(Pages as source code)
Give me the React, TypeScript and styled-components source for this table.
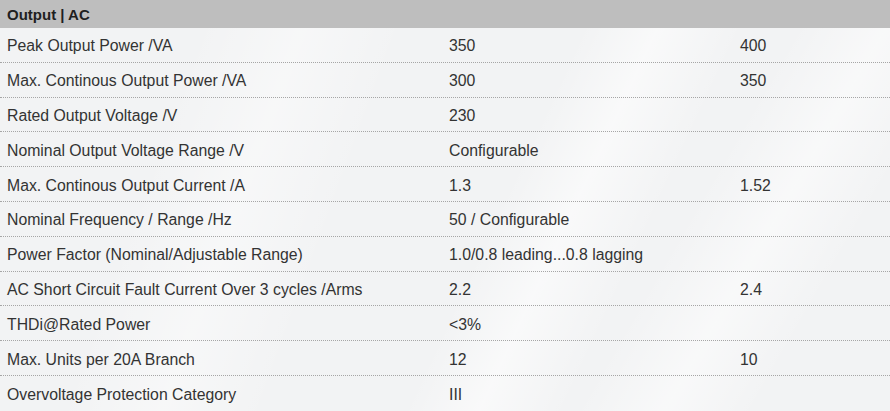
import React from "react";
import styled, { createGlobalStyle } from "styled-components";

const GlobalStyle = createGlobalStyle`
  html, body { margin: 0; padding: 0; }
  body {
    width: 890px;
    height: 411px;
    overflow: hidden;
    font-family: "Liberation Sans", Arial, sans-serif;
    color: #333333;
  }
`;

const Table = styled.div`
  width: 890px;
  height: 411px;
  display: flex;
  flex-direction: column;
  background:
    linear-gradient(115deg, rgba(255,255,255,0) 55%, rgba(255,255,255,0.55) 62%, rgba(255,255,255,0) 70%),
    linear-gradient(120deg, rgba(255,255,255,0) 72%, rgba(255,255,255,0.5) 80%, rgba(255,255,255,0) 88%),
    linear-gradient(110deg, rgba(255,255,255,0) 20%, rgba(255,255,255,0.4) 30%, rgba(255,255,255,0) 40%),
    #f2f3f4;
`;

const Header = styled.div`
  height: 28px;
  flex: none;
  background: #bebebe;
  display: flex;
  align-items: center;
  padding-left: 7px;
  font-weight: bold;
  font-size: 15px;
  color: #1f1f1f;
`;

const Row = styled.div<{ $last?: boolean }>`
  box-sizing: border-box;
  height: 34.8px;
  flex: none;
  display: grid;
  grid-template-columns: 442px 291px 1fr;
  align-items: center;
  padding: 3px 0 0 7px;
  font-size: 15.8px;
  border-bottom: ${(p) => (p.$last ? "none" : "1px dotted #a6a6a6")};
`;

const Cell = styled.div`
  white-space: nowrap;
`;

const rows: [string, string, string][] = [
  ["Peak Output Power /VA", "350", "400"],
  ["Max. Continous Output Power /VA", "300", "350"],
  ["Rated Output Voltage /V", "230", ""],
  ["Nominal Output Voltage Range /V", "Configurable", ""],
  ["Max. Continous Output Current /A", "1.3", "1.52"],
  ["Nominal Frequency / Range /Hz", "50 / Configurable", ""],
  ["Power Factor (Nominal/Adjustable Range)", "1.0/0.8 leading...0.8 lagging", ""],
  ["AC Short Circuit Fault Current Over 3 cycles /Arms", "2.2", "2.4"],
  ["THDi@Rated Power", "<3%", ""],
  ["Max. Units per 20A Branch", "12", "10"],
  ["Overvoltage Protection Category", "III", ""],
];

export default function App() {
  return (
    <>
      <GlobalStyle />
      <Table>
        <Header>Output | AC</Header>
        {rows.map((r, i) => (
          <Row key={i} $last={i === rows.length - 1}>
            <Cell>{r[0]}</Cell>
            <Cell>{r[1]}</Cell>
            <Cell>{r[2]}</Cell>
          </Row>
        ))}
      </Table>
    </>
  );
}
...
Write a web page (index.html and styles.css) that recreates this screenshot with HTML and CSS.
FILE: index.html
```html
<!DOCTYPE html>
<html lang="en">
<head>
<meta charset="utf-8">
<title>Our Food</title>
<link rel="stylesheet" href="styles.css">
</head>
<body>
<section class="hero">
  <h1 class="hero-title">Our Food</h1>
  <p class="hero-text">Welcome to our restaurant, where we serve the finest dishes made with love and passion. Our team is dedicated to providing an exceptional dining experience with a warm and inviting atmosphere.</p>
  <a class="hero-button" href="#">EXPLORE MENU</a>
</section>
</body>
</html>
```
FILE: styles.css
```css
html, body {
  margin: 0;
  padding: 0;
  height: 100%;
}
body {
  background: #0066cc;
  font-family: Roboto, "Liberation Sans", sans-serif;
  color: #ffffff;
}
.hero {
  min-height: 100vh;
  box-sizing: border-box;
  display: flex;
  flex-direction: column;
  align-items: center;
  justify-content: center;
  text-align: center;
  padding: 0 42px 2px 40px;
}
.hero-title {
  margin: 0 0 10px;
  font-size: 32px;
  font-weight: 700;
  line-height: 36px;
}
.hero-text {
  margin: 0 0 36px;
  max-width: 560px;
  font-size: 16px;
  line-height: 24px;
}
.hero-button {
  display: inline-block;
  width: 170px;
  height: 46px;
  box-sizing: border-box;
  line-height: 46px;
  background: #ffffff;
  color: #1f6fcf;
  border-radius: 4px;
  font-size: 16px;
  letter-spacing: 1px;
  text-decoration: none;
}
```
---
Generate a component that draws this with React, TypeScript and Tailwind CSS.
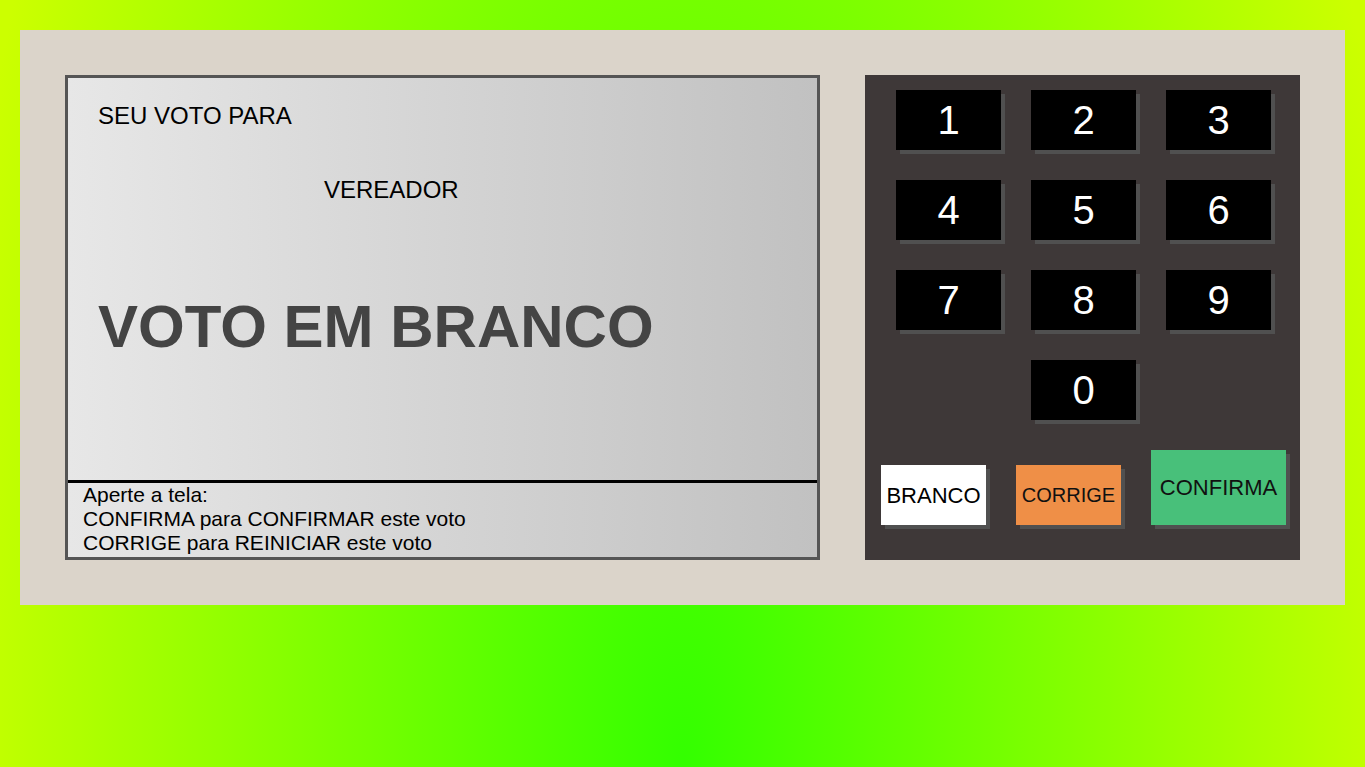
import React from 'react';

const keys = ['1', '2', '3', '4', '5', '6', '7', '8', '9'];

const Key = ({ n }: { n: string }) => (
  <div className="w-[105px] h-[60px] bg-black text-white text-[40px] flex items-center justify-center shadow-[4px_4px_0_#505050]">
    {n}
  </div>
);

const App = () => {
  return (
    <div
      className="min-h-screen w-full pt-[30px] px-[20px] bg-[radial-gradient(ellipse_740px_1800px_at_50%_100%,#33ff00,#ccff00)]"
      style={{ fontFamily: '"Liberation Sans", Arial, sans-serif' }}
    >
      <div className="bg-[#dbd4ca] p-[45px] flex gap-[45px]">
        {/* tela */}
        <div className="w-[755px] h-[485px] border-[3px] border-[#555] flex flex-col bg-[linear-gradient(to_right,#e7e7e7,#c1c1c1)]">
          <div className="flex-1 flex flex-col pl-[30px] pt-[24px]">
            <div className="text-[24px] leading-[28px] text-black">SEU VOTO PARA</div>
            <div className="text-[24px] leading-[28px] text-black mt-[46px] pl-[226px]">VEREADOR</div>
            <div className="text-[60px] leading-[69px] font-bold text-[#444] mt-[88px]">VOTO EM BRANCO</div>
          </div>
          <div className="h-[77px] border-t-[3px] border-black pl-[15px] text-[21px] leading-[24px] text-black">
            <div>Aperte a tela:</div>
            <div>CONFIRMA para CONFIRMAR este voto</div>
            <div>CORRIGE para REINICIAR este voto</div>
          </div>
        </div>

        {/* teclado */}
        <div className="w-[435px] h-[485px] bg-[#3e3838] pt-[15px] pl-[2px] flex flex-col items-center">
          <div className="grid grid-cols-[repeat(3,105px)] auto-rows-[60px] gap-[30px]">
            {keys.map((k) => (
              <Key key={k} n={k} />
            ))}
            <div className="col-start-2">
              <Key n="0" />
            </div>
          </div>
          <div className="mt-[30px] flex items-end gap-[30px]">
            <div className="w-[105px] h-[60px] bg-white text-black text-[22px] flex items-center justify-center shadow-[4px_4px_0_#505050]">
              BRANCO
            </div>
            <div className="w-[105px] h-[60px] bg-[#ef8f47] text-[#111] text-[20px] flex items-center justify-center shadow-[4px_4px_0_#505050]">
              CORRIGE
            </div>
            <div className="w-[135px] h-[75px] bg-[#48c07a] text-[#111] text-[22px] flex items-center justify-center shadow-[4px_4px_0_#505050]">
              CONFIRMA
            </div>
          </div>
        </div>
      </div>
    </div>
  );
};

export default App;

> [Task directions] Give the number of lines where the string "that" occurs, without any further text.

> [Expected output] 2